I compared the performance of queries between loom crosscat and the default baseline (lovcat) crosscat. The queries ESTIMATE SIMILARITY and ESTIMATE DEPENDENCE using loom take longer. The difference is on the order of n_models (a.k.a. number of ANALYSES), but not exactly.

For example, here below are runtimes from identical workflows I performed with loom and the default crosscat. The runtime differences are similar with multiprocess on, and multiprocess off.

n_models = 32:
ESTIMATE SIMILARITY with 300 variables: 3.91 seconds default crosscat, 69.9 seconds loom
ESTIMATE DEPENDENCE with 300 variables: 300 seconds default crosscat, waited a long time then interrupted loom
ESTIMATE DEPENDENCE with 30 variables: 0.22 seconds default crosscat, 9.8 seconds loom

n_models = 16:
ESTIMATE SIMILARITY with 300 variables: .63 seconds default crosscat, 29 seconds loom
ESTIMATE DEPENDENCE with 300 variables: 148 seconds default crosscat, waited a long time then interrupted loom
ESTIMATE SIMILARITY with 30 variables: .62 seconds default crosscat, 5.3 seconds loom
ESTIMATE DEPENDENCE with 30 variables: .17 seconds default crosscat, 5.0 seconds loom

n_models = 2:
ESTIMATE DEPENDENCE with 30 variables: 0.10 seconds default crosscat, .84 seconds loom
ESTIMATE SIMILARITY with 30 variables: .23 seconds default crosscat, .93 seconds loom
ESTIMATE DEPENDENCE with 300 variables: 0.10 seconds default crosscat, .84 seconds loom
ESTIMATE SIMILARITY with 300 variables: .23 seconds default crosscat, .93 seconds loom

We need to convert the python loop over models to a single SQL lookup:

dependence probability:

bayeslite/src/metamodels/loom_metamodel.py

Lines 500 to 502 in 39e96af

    
           for modelno in modelnos: 
        
               kind0 = self._get_kind_id(bdb, generator_id, modelno, colno0) 
        
               kind1 = self._get_kind_id(bdb, generator_id, modelno, colno1)

row similarity:

bayeslite/src/metamodels/loom_metamodel.py

Lines 556 to 570 in 39e96af

    
                   for modelno in modelnos: 
        
                           kind_id = self._get_kind_id( 
        
                               bdb, generator_id, modelno, colnos[0]) 
        
                           cursor = bdb.sql_execute(''' 
        
                               SELECT partition_id 
        
                               FROM bayesdb_loom_row_kind_partition 
        
                               WHERE generator_id = ? 
        
                                   AND modelno = ? 
        
                                   AND kind_id = ? 
        
                                   AND rowid IN (?, ?) 
        
                           ''', (generator_id, modelno, kind_id, rowid, target_rowid,)) 
        
                           partition_ids = cursor.fetchall() 
        
                           assert len(partition_ids) == 2 
        
                           similar = partition_ids[0] == partition_ids[1] 
        
                           model_similarities.append(int(similar))

kind lookup:

bayeslite/src/metamodels/loom_metamodel.py

Lines 507 to 515 in 39e96af

    
               def _get_kind_id(self, bdb, generator_id, modelno, colno): 
        
                   cursor = bdb.sql_execute(''' 
        
                       SELECT kind_id 
        
                       FROM bayesdb_loom_column_kind_partition 
        
                       WHERE generator_id = ? 
        
                           AND modelno = ? 
        
                           AND colno = ? 
        
                   ''', (generator_id, modelno, colno,)) 
        
                   return util.cursor_value(cursor)

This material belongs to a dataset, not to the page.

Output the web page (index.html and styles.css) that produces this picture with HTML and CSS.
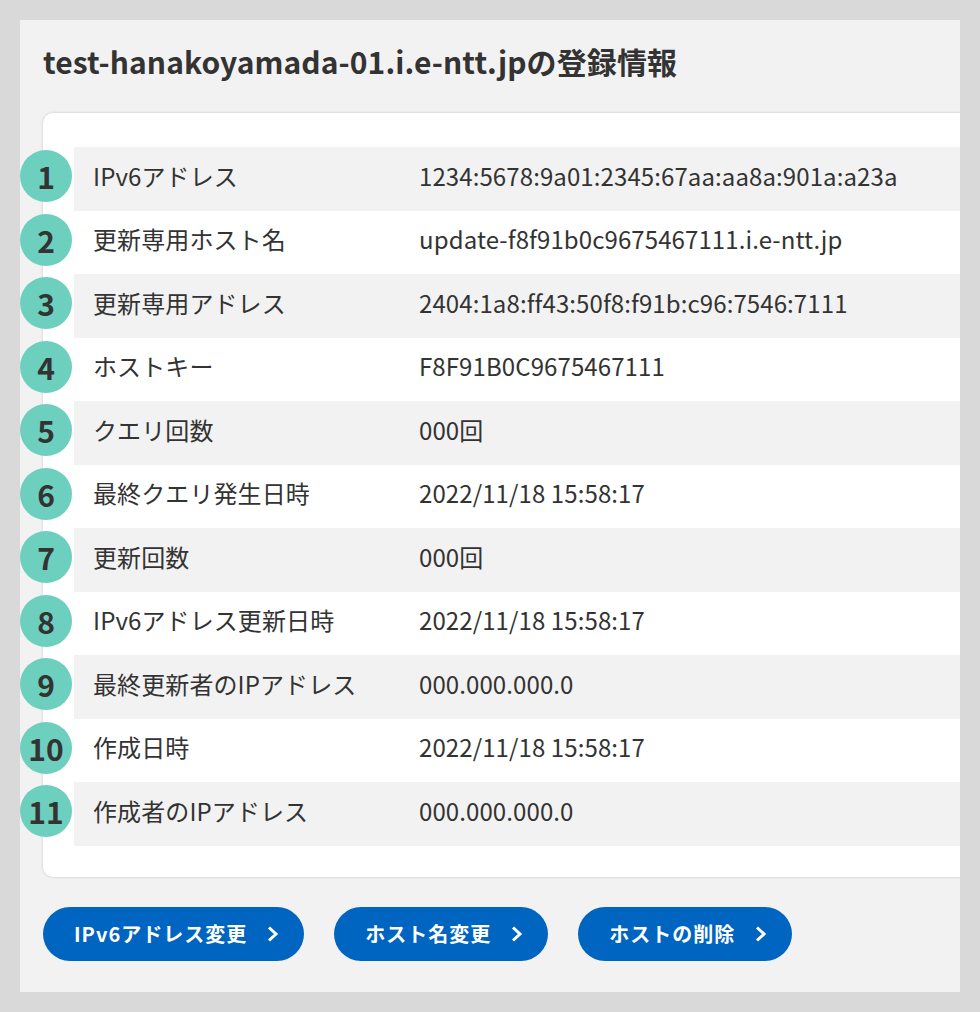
FILE: index.html
```html
<!DOCTYPE html>
<html lang="ja">
<head>
  <meta charset="UTF-8" />
  <meta name="viewport" content="width=device-width, initial-scale=1.0"/>
  <title>登録情報</title>
  <link rel="stylesheet" href="styles.css">
</head>
<body>
  <div class="panel">
    <h1 class="title">test-hanakoyamada-01.i.e-ntt.jpの登録情報</h1>

    <div class="card">
      <ol class="info-list">
        <li class="info-row">
          <span class="num">1</span>
          <div class="info-body"><span class="info-label">IPv6アドレス</span><span class="info-value">1234:5678:9a01:2345:67aa:aa8a:901a:a23a</span></div>
        </li>
        <li class="info-row">
          <span class="num">2</span>
          <div class="info-body"><span class="info-label">更新専用ホスト名</span><span class="info-value">update-f8f91b0c9675467111.i.e-ntt.jp</span></div>
        </li>
        <li class="info-row">
          <span class="num">3</span>
          <div class="info-body"><span class="info-label">更新専用アドレス</span><span class="info-value">2404:1a8:ff43:50f8:f91b:c96:7546:7111</span></div>
        </li>
        <li class="info-row">
          <span class="num">4</span>
          <div class="info-body"><span class="info-label">ホストキー</span><span class="info-value">F8F91B0C9675467111</span></div>
        </li>
        <li class="info-row">
          <span class="num">5</span>
          <div class="info-body"><span class="info-label">クエリ回数</span><span class="info-value">000回</span></div>
        </li>
        <li class="info-row">
          <span class="num">6</span>
          <div class="info-body"><span class="info-label">最終クエリ発生日時</span><span class="info-value">2022/11/18 15:58:17</span></div>
        </li>
        <li class="info-row">
          <span class="num">7</span>
          <div class="info-body"><span class="info-label">更新回数</span><span class="info-value">000回</span></div>
        </li>
        <li class="info-row">
          <span class="num">8</span>
          <div class="info-body"><span class="info-label">IPv6アドレス更新日時</span><span class="info-value">2022/11/18 15:58:17</span></div>
        </li>
        <li class="info-row">
          <span class="num">9</span>
          <div class="info-body"><span class="info-label">最終更新者のIPアドレス</span><span class="info-value">000.000.000.0</span></div>
        </li>
        <li class="info-row">
          <span class="num">10</span>
          <div class="info-body"><span class="info-label">作成日時</span><span class="info-value">2022/11/18 15:58:17</span></div>
        </li>
        <li class="info-row">
          <span class="num">11</span>
          <div class="info-body"><span class="info-label">作成者のIPアドレス</span><span class="info-value">000.000.000.0</span></div>
        </li>
      </ol>
    </div>

    <div class="actions">
      <a class="btn" href="#">IPv6アドレス変更
        <svg class="chev" width="12" height="16" viewBox="0 0 12 16"><polyline points="2,1.5 9,8 2,14.5" /></svg>
      </a>
      <a class="btn" href="#">ホスト名変更
        <svg class="chev" width="12" height="16" viewBox="0 0 12 16"><polyline points="2,1.5 9,8 2,14.5" /></svg>
      </a>
      <a class="btn" href="#">ホストの削除
        <svg class="chev" width="12" height="16" viewBox="0 0 12 16"><polyline points="2,1.5 9,8 2,14.5" /></svg>
      </a>
    </div>
  </div>
</body>
</html>
```

FILE: styles.css
```css
* {
  box-sizing: border-box;
}

body {
  margin: 0;
  padding: 20px;
  background: #d9d9d9;
  font-family: "Noto Sans CJK JP", "Noto Sans", sans-serif;
  color: #333;
}

.panel {
  width: 940px;
  height: 972px;
  background: #f2f2f2;
  padding: 20px 0 0 23px;
  overflow: hidden;
}

.title {
  margin: 0 0 31px;
  font-size: 30px;
  line-height: 42px;
  font-weight: 700;
  letter-spacing: 0.1px;
}

/* カード */
.card {
  width: 960px;
  background: #fff;
  border-radius: 10px;
  box-shadow: 0 0 3px rgba(0, 0, 0, 0.18);
  padding: 34px 0 31px;
}

.info-list {
  list-style: none;
  margin: 0 0 0 -23px;
  padding: 0;
}

.info-row {
  display: flex;
  align-items: flex-start;
  gap: 2px;
  height: 63.5px;
}

.info-row:nth-child(odd) .info-body {
  background: #f2f2f2;
}

.num {
  flex: none;
  width: 52px;
  height: 52px;
  margin-top: 3px;
  border-radius: 50%;
  background: #6dcfbd;
  display: flex;
  align-items: center;
  justify-content: center;
  font-size: 30px;
  font-weight: 700;
  color: #333;
}

.info-body {
  flex: 1;
  height: 100%;
  display: flex;
  align-items: center;
  padding: 0 0 7px 19px;
  font-size: 24px;
  letter-spacing: 0.1px;
}

.info-label {
  width: 326px;
  flex: none;
}

/* ボタン */
.actions {
  display: flex;
  gap: 30px;
  margin-top: 30px;
}

.btn {
  display: inline-flex;
  align-items: center;
  gap: 20px;
  height: 54px;
  padding: 0 25px 0 31px;
  border-radius: 27px;
  background: #0064c1;
  color: #fff;
  font-size: 20px;
  font-weight: 700;
  letter-spacing: 0.05em;
  text-decoration: none;
}

.chev {
  fill: none;
  stroke: #fff;
  stroke-width: 3;
}
```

After re-running the benchmarks @versar reports that the candidate fix in feb1e22 appears to not have improved the runtime. The overhead of Loom might be related to reading data from disk versus memory, so we may consider caching results if this indeed is the case.

retrieve the benchmark test for versar.
re-profile the dependence queries and confirm.
decide on next steps, e.g. caching or otherwise.

Confirmed issue for both cases (and this will be the same for all Loom queries): the culprit is the invocation of _check_loom_initialized on a per-query basis. This check good error messages but unreasonable computational overhead.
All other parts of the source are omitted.